2017/09/29
智・第三節「見えない知識」
旧約聖書の記述の中には「物を書きすぎるな」と言う戒めが2回出てくる。基本的に神のご教示を記したものが聖書だが、このご教示を書き記し後進に残す際、書く事に溺れると神の御教示を拡大してしまったり、或いは調子に乗って書ける事をして、それが神の御意思と錯誤する危険性を戒めたものと言えるが、「書かねばならない事を書く」と言う事は、人間には不可能で有る。
知識は食と同じで味覚の極点は一番最初の一口に在って、その後の味覚はこの極点を追い求める形にしかならず、人体がその時必要とする栄養を摂取する事を本来の目的とするなら、食べている時に必要とされる栄養量の総体を知る事は出来ない。
また生物の基本は「明日は無い」事が前提なので、眼前に存在する食物が少なければその量を限界とし、食物が多い場合は摂取できる最大限を目指して食物摂取を行う。
そして人間のように「明日は無い」と言う条項が社会に拠って一定の緩和状態になり、これが継続されると「明日は有る」事になるため、やがて食物摂取は他の理由を優先して摂取量の後退が始まる。
食の本来の目的である生体維持ではなく、付帯事項の味覚、或いは社会的なスタイルが優先され、ここに食物の多い状態は食物摂取量の減少を招いて、付帯事項が本来の目的を超えた目的となる。
同様の事は生殖活動にも発生し、生殖活動時の快楽は本来生殖を補佐するものだが、社会が安定すると生殖は負担となり、快楽が優先され、快楽は生殖活動から独立する。

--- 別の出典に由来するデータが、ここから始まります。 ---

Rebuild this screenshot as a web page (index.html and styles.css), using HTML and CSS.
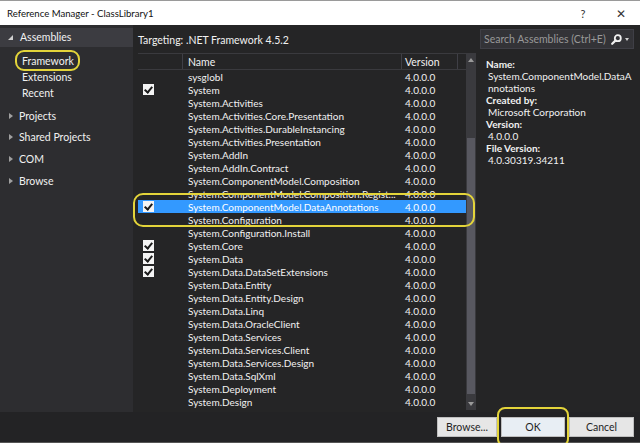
FILE: index.html
```html
<!DOCTYPE html>
<html>
<head>
<meta charset="utf-8">
<link rel="stylesheet" href="styles.css">
</head>
<body>
<div class="window">
  <div class="titlebar">
    <span class="title">Reference Manager - ClassLibrary1</span>
    <span class="tb-btn help">?</span>
    <span class="tb-btn close">✕</span>
  </div>
  <div class="content">
    <div class="sidebar">
      <div class="group-head"><span class="tri-down"></span>Assemblies</div>
      <div class="sub">Framework</div>
      <div class="sub">Extensions</div>
      <div class="sub">Recent</div>
      <div class="group"><span class="tri-right"></span>Projects</div>
      <div class="group"><span class="tri-right"></span>Shared Projects</div>
      <div class="group"><span class="tri-right"></span>COM</div>
      <div class="group"><span class="tri-right"></span>Browse</div>
    </div>
    <div class="main">
      <div class="targeting">Targeting: .NET Framework 4.5.2</div>
      <div class="listbox">
        <div class="list">
          <div class="row header"><span class="c-check"></span><span class="c-name">Name</span><span class="c-ver">Version</span><span class="c-rest"></span></div>
          <div class="row"><span class="c-check"></span><span class="c-name">sysglobl</span><span class="c-ver">4.0.0.0</span></div>
          <div class="row"><span class="c-check"><span class="cb"></span></span><span class="c-name">System</span><span class="c-ver">4.0.0.0</span></div>
          <div class="row"><span class="c-check"></span><span class="c-name">System.Activities</span><span class="c-ver">4.0.0.0</span></div>
          <div class="row"><span class="c-check"></span><span class="c-name">System.Activities.Core.Presentation</span><span class="c-ver">4.0.0.0</span></div>
          <div class="row"><span class="c-check"></span><span class="c-name">System.Activities.DurableInstancing</span><span class="c-ver">4.0.0.0</span></div>
          <div class="row"><span class="c-check"></span><span class="c-name">System.Activities.Presentation</span><span class="c-ver">4.0.0.0</span></div>
          <div class="row"><span class="c-check"></span><span class="c-name">System.AddIn</span><span class="c-ver">4.0.0.0</span></div>
          <div class="row"><span class="c-check"></span><span class="c-name">System.AddIn.Contract</span><span class="c-ver">4.0.0.0</span></div>
          <div class="row"><span class="c-check"></span><span class="c-name">System.ComponentModel.Composition</span><span class="c-ver">4.0.0.0</span></div>
          <div class="row"><span class="c-check"></span><span class="c-name">System.ComponentModel.Composition.Regist...</span><span class="c-ver">4.0.0.0</span></div>
          <div class="row selected"><span class="c-check"><span class="cb"></span></span><span class="c-name">System.ComponentModel.DataAnnotations</span><span class="c-ver">4.0.0.0</span></div>
          <div class="row"><span class="c-check"></span><span class="c-name">System.Configuration</span><span class="c-ver">4.0.0.0</span></div>
          <div class="row"><span class="c-check"></span><span class="c-name">System.Configuration.Install</span><span class="c-ver">4.0.0.0</span></div>
          <div class="row"><span class="c-check"><span class="cb"></span></span><span class="c-name">System.Core</span><span class="c-ver">4.0.0.0</span></div>
          <div class="row"><span class="c-check"><span class="cb"></span></span><span class="c-name">System.Data</span><span class="c-ver">4.0.0.0</span></div>
          <div class="row"><span class="c-check"><span class="cb"></span></span><span class="c-name">System.Data.DataSetExtensions</span><span class="c-ver">4.0.0.0</span></div>
          <div class="row"><span class="c-check"></span><span class="c-name">System.Data.Entity</span><span class="c-ver">4.0.0.0</span></div>
          <div class="row"><span class="c-check"></span><span class="c-name">System.Data.Entity.Design</span><span class="c-ver">4.0.0.0</span></div>
          <div class="row"><span class="c-check"></span><span class="c-name">System.Data.Linq</span><span class="c-ver">4.0.0.0</span></div>
          <div class="row"><span class="c-check"></span><span class="c-name">System.Data.OracleClient</span><span class="c-ver">4.0.0.0</span></div>
          <div class="row"><span class="c-check"></span><span class="c-name">System.Data.Services</span><span class="c-ver">4.0.0.0</span></div>
          <div class="row"><span class="c-check"></span><span class="c-name">System.Data.Services.Client</span><span class="c-ver">4.0.0.0</span></div>
          <div class="row"><span class="c-check"></span><span class="c-name">System.Data.Services.Design</span><span class="c-ver">4.0.0.0</span></div>
          <div class="row"><span class="c-check"></span><span class="c-name">System.Data.SqlXml</span><span class="c-ver">4.0.0.0</span></div>
          <div class="row"><span class="c-check"></span><span class="c-name">System.Deployment</span><span class="c-ver">4.0.0.0</span></div>
          <div class="row"><span class="c-check"></span><span class="c-name">System.Design</span><span class="c-ver">4.0.0.0</span></div>
        </div>
        <div class="scrollbar">
          <span class="arrow-up"></span>
          <div class="track"><div class="thumb"></div></div>
          <span class="arrow-down"></span>
        </div>
      </div>
    </div>
    <div class="details">
      <div class="search">
        <span class="search-text">Search Assemblies (Ctrl+E)</span>
        <span class="search-btn">
          <svg width="11" height="11" viewBox="0 0 11 11"><circle cx="6.8" cy="4.2" r="3" fill="none" stroke="#f1f1f1" stroke-width="1.8"/><line x1="4.6" y1="6.4" x2="1.2" y2="9.8" stroke="#f1f1f1" stroke-width="2.2" stroke-linecap="round"/></svg>
          <span class="dd"></span>
        </span>
      </div>
      <div class="info">
        <div class="lbl">Name:</div>
        <div class="val">System.ComponentModel.DataA<br>nnotations</div>
        <div class="lbl">Created by:</div>
        <div class="val">Microsoft Corporation</div>
        <div class="lbl">Version:</div>
        <div class="val">4.0.0.0</div>
        <div class="lbl">File Version:</div>
        <div class="val">4.0.30319.34211</div>
      </div>
    </div>
  </div>
  <div class="footer">
    <button class="btn browse">Browse...</button>
    <button class="btn ok">OK</button>
    <button class="btn cancel">Cancel</button>
  </div>
  <div class="mark mark-framework"></div>
  <div class="mark mark-row"></div>
  <div class="mark mark-ok"></div>
</div>
</body>
</html>
```

FILE: styles.css
```css
* { box-sizing: border-box; }
html, body { margin: 0; padding: 0; }
body {
  width: 640px;
  height: 443px;
  overflow: hidden;
  font-family: Lato, "Open Sans", sans-serif;
  font-size: 10.5px;
  color: #f1f1f1;
  background: #252526;
}
.window {
  position: relative;
  width: 640px;
  height: 443px;
  display: flex;
  flex-direction: column;
}
.titlebar {
  height: 25px;
  flex-shrink: 0;
  background: #ffffff;
  border-top: 1px solid #9a9a9a;
  color: #111;
  display: flex;
  align-items: center;
  padding-left: 7px;
  font-size: 9.6px;
}
.title { flex: 1; }
.tb-btn {
  color: #333;
  text-align: center;
}
.help { width: 14px; margin-right: 24px; font-size: 11px; }
.close { width: 14px; margin-right: 12px; font-size: 12px; }

.content {
  height: 387px;
  flex-shrink: 0;
  display: flex;
}
.sidebar {
  width: 133px;
  flex-shrink: 0;
  background: #2d2d30;
  padding-top: 3px;
}
.group-head {
  height: 19px;
  background: #3c3c41;
  display: flex;
  align-items: center;
  padding-left: 8px;
  padding-bottom: 1px;
}
.tri-down {
  width: 0; height: 0;
  border-left: 5px solid transparent;
  border-bottom: 5px solid #d0d0d0;
  margin-right: 7px;
  margin-top: 1px;
}
.sub {
  height: 16px;
  line-height: 16px;
  padding-left: 22px;
}
.group-head + .sub { margin-top: 6px; }
.group {
  height: 21.6px;
  display: flex;
  align-items: center;
  padding-left: 9px;
}
.sub + .group { margin-top: 4px; }
.tri-right {
  width: 0; height: 0;
  border-top: 3.5px solid transparent;
  border-bottom: 3.5px solid transparent;
  border-left: 4px solid #a0a0a0;
  margin-right: 6px;
}

.main {
  width: 343px;
  flex-shrink: 0;
  background: #252526;
  padding-left: 5px;
  display: flex;
  flex-direction: column;
}
.targeting {
  height: 28px;
  line-height: 30px;
  font-size: 10.5px;
}
.listbox {
  height: 357px;
  display: flex;
  border-top: 1px solid #3a3a3e;
  background: #252526;
}
.list { width: 328px; font-size: 10px; }
.row {
  display: flex;
  height: 13px;
  line-height: 14px;
  white-space: nowrap;
}
.row.header {
  height: 16px;
  line-height: 16px;
  border-bottom: 1px solid #3a3a3e;
  font-size: 10.5px;
}
.row.header span { border-right: 1px solid #3f3f46; }
.row.header .c-rest { border-right: none; }
.c-check {
  width: 45px;
  display: flex;
  align-items: center;
  padding-left: 5px;
}
.c-name {
  width: 219px;
  padding-left: 5px;
  overflow: hidden;
}
.c-ver {
  width: 56px;
  padding-left: 3px;
}
.c-rest { flex: 1; }
.row.selected {
  background: #3399ff;
  color: #ffffff;
}
.cb {
  display: block;
  width: 11px;
  height: 11px;
  background: #f4f4f4;
  position: relative;
}
.cb::after {
  content: "";
  position: absolute;
  left: 3px;
  top: 1px;
  width: 3px;
  height: 6px;
  border-right: 2px solid #1b1b1b;
  border-bottom: 2px solid #1b1b1b;
  transform: rotate(40deg);
}
.scrollbar {
  width: 10px;
  background: #3a3a3e;
  display: flex;
  flex-direction: column;
  align-items: center;
}
.arrow-up {
  margin-top: 4px;
  width: 0; height: 0;
  border-left: 3.5px solid transparent;
  border-right: 3.5px solid transparent;
  border-bottom: 4px solid #9a9a9a;
}
.track {
  flex: 1;
  width: 100%;
  padding: 76px 1px 8px;
}
.thumb {
  height: 100%;
  background: #585860;
}
.arrow-down {
  margin-bottom: 4px;
  width: 0; height: 0;
  border-left: 3.5px solid transparent;
  border-right: 3.5px solid transparent;
  border-top: 4px solid #9a9a9a;
}

.details {
  width: 164px;
  min-width: 0;
  flex-shrink: 0;
  background: #252526;
  padding: 4px 6px 0 4px;
}
.search {
  height: 20px;
  display: flex;
  background: #333337;
  border: 1px solid #3f3f46;
}
.search-text {
  flex: 1;
  min-width: 0;
  white-space: nowrap;
  overflow: hidden;
  color: #999999;
  line-height: 18px;
  padding-left: 3px;
  font-size: 10.5px;
}
.search-btn {
  width: 22px;
  flex-shrink: 0;
  display: flex;
  align-items: center;
  gap: 3px;
}
.dd {
  width: 0; height: 0;
  border-left: 2.5px solid transparent;
  border-right: 2.5px solid transparent;
  border-top: 3px solid #d0d0d0;
}
.info {
  padding: 9px 0 0 6px;
  line-height: 12px;
  white-space: nowrap;
  font-size: 10px;
}
.lbl { font-weight: bold; }
.val { padding-left: 2px; }

.footer {
  flex: 1;
  background: #232325;
  border-bottom: 1px solid #555;
  display: flex;
  justify-content: flex-end;
  align-items: flex-start;
  padding: 5px 6px 0 0;
  gap: 4px;
}
.btn {
  height: 20px;
  font-family: Lato, "Open Sans", sans-serif;
  font-size: 10.5px;
  color: #1e1e1e;
  background: #e6e6e6;
  border: 1px solid #bfbfbf;
  padding: 0;
}
.browse { width: 60px; }
.ok { width: 64px; background: #e8eef4; }
.cancel { width: 65px; }

.mark {
  position: absolute;
  border: 2px solid #e3d43a;
  border-radius: 9px;
}
.mark-framework { left: 15px; top: 50px; width: 65px; height: 21px; }
.mark-row { left: 133px; top: 193px; width: 342px; height: 34px; border-radius: 10px; }
.mark-ok { left: 497px; top: 407px; width: 72px; height: 40px; border-radius: 8px; }
```
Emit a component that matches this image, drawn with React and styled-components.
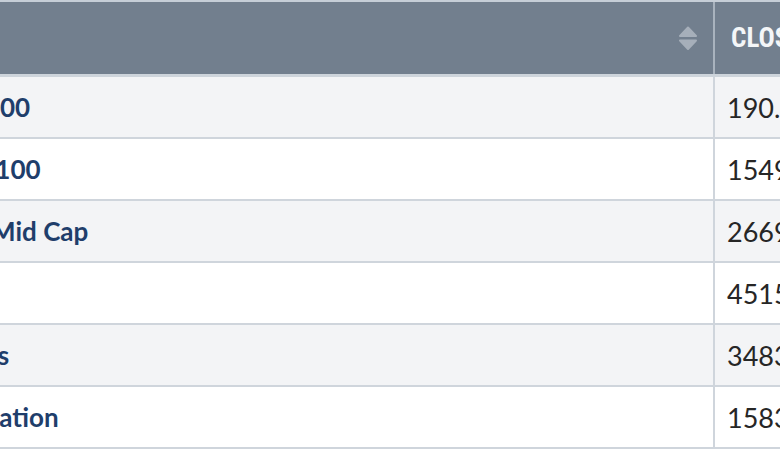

知識もまたその本来は生体維持や危機管理、社会の維持に必要なものなのだが、食と同じように危機管理の面から過剰に取り込んで行くと、やがては安定の中に不安を見るようになり、現実から乖離して行く。
更に社会に情報や知識が蔓延状態になると、知識がどこに在るのかと言う問題、知識を自身の中に取り入れる努力が失われ、ここから自身で思考すると言う創造性が消失して行く。
知識はただ知っているだけなら図書館に在るのもウキペディアに在るのも、人の頭の中に在るのも、自分の頭の中に在るのも同じ事で、在るだけでは意味を成さない。
トマトは畑に在るのも、八百屋さんに置いて在るのも、それが買われて目の前に在るのも同じ事であり、例えそれが金を出して買われたとしても、実際に食べるまでは自分の物ではない、置いている場所が変わっただけの事に過ぎず、知識もただ知っているだけなら、それは自分の物ではないのである。
智はこうした意味から言えば咀嚼(そしゃく)されて栄養となった食物と言え、これらが時間経過と共に社会に蓄積された状態を指すのかも知れない。
自身が知らない事をも含んだ人類共通の知識、それも現実に対処する為に普段は隠れた状態になっているものが多い知識を差すのかも知れない。
位相幾何学や非線型方程式などは、私たちが知らなくても実際の生活には何の必要もないが、例えば巨大彗星が地球にぶつかるかも知れないとした時、この彗星の軌道やエネルギーの変化モデルを作るには必要になる。
そしてこれは地球上の誰かが知っていて、それが継続して伝わっていれば、やがて地球に危機が訪れた時、初めて効力を現す。
この様に普段は特に必要もなく、でも絶対必要な知識、我々が知らないところで、それもいつ効力が発揮できるかも知れない知識、同様の事は物理的なことだけでは無く、人間社会には多く存在する。
例えば昨日あなたがしていた仕事などは地球全体の中で知っている人はごく僅か、塵のように小さなものかも知れないが、でもそれに拠って誰かが利益を得たり、或いは助けられたり、必要な物を手に入れたり出来た訳で有る。
多くの人は知らなくても、それに拠って人間や社会が支えられたなら、これも広義では「智」と呼ぶ事が出来るのではないか・・・。
あなたの姿を見て、自分もあんな人で在りたいと思う人が1人でもいたなら、「智」はあなたを通して効力を発揮したと、そう言えるのではないか・・・。